Solitary Confinement of Immigrant Detainees
By: Maureen Johnson*
Solitary confinement is one of the most severe punishments that can be levied against a prisoner or detainee. Yet “any given day,” according to a recent article in the New York Times, approximately 300 immigrants are held in solitary confinement at Immigration and Customs Enforcement (ICE) detention centers across the country. Of those held in solitary, the Times continues, “Nearly half are isolated for 15 days or more, the point at which psychiatric experts say they are at risk for severe mental harm, with about 35 detainees kept for more than 75 days.” (Emphasis added.) While the conditions of confinement vary, detainees facing solitary confinement have reported to being locked up alone for 22-23 hours a day, in windowless 6-foot-by-13-foot cells. The reasons given for detainees’ isolation range from a belief that they pose a threat to other detainees, to minor “disciplinary infractions,” to protection from potential violence by other inmates.

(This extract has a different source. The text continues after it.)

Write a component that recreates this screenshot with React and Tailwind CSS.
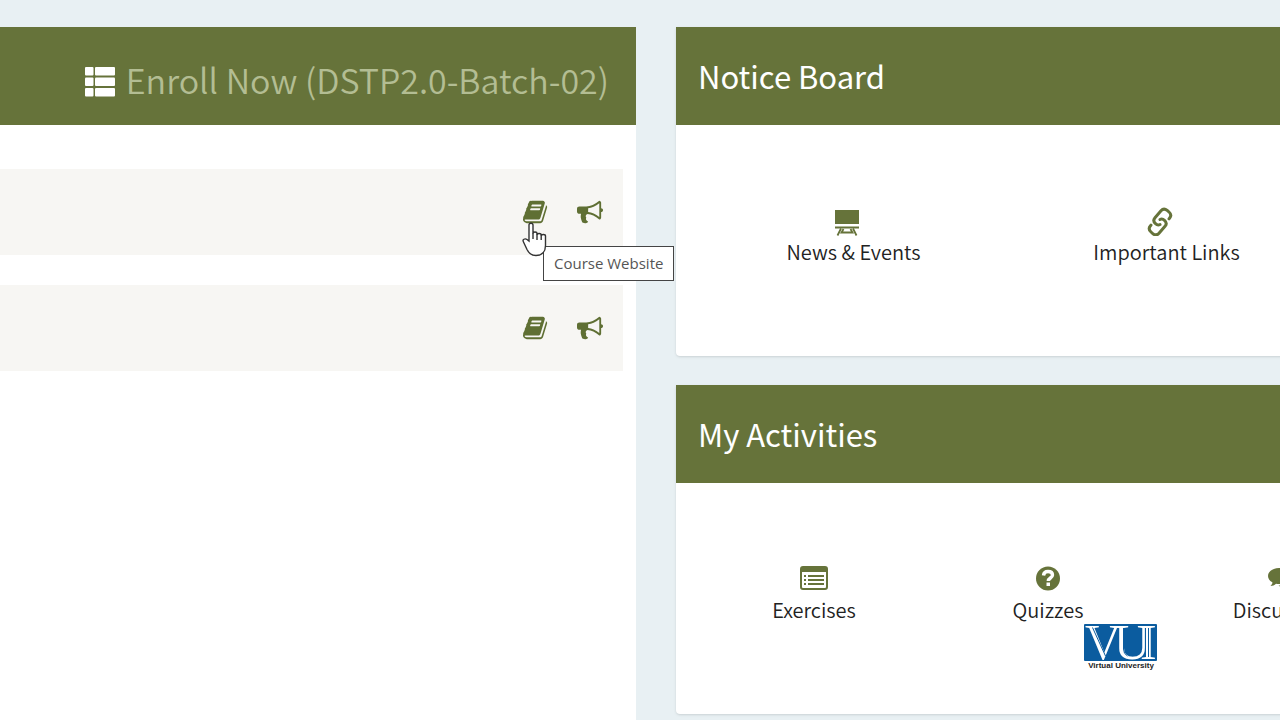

Based on oral accounts from prisoners, it seems that in many cases the practice of solitary confinement is unwarranted, excessive, and may amount to torture. Because of the lack of a independent, transparent monitoring system for the detention of immigrants, there are serious questions regarding accountability for detainee abuse. The reported effects of solitary confinement include: post-traumatic stress disorder, paranoia, depression, difficulty sleeping, and nightmares. In addition, according to the Times, detainees in solitary often suffer mental breakdowns that can include self-mutilation and even suicide as a result of prisoners’ deprivation of meaningful human contacts with others. Such conditions are likely to be especially traumatic for immigrants, especially victims of human trafficking and detainee asylum-seekers who have already suffered or fear future torture from authorities in their countries of origin. The immigrant population is in many ways the most vulnerable to abuse, especially because they often have family members who are illegal and afraid to complain or seek assistance. Moreover, unlike criminal detainees, immigrants do not have a right to free legal counsel, and many detainees cannot afford legal assistance.
According to a September 2012 report by the National Immigrant Justice Center (NIJC) and Physicians for Human Rights (PHR), part of the problem with respect to immigrant detainees stems from the fact that, “Most immigration detention centers are not dedicated facilities, meaning they hold both immigrants and criminally sentenced individuals,” leading detention center officials to rely on “local correctional policies” regardless of whether a detainee is considered dangerous or has been accused of any crime. Describing the use of solitary confinement as “often arbitrarily applied, significantly overused, harmful to detainees’ health, and inadequately monitored,” the NIJC and PHR report note that detainees frequently have little to no access to legal counsel or their families and often do not speak English, leaving them few if any means by which to appeal their treatment.
Because many immigrant detainees are being held under administrative and not criminal justifications, it is reasonable to question the need for many immigrant detainees to be held in detention centers at all. Because such immigrants are being held under civil and not criminal charges, they are not supposed to be punished, yet they languish in prisons for indefinite amounts of time, isolated from family members or legal counsel. The “supervised” release of hundreds of “low-risk” immigrant detainees due to budget cutbacks resulting from the federal sequester, for example, has raised the question in some quarters of whether those individuals’ detentions were necessary or justified to begin with. In this context, the widespread use of detention is itself frequently unnecessary, inhumane, and expensive, especially because of the availability of other reliable, affordable, and compassionate alternatives. Key recommendations of the NIJC-PHR report, for example, include a call on Congress to prohibit solitary confinement of immigrant detainees as well as “end” or strictly curtail “mandatory detention laws.”
As the Obama administration has increased enforcement, the immigration detention population has swelled; it has increased by nearly 85 percent since 2005. Once detained, there is no set date of release and detainees are transferred across state lines, often leaving family members without access to their loved ones.
Encouragingly, the renewed focus on solitary confinement has drawn the attention of Homeland Secretary Janet Napolitano, who affirmed earlier this week that “solitary confinement should be the exception, not the rule” and stated that she planned to undertake a review of the process. As of today, it remains unclear when such a review will take place or when any changes will be made in the existing scheme of solitary confinement and detention of immigrants. While Congress has legitimate goals of increasing enforcement of its immigration laws, such prioritizes should no longer curtail the rights of illegal immigrants facing detention.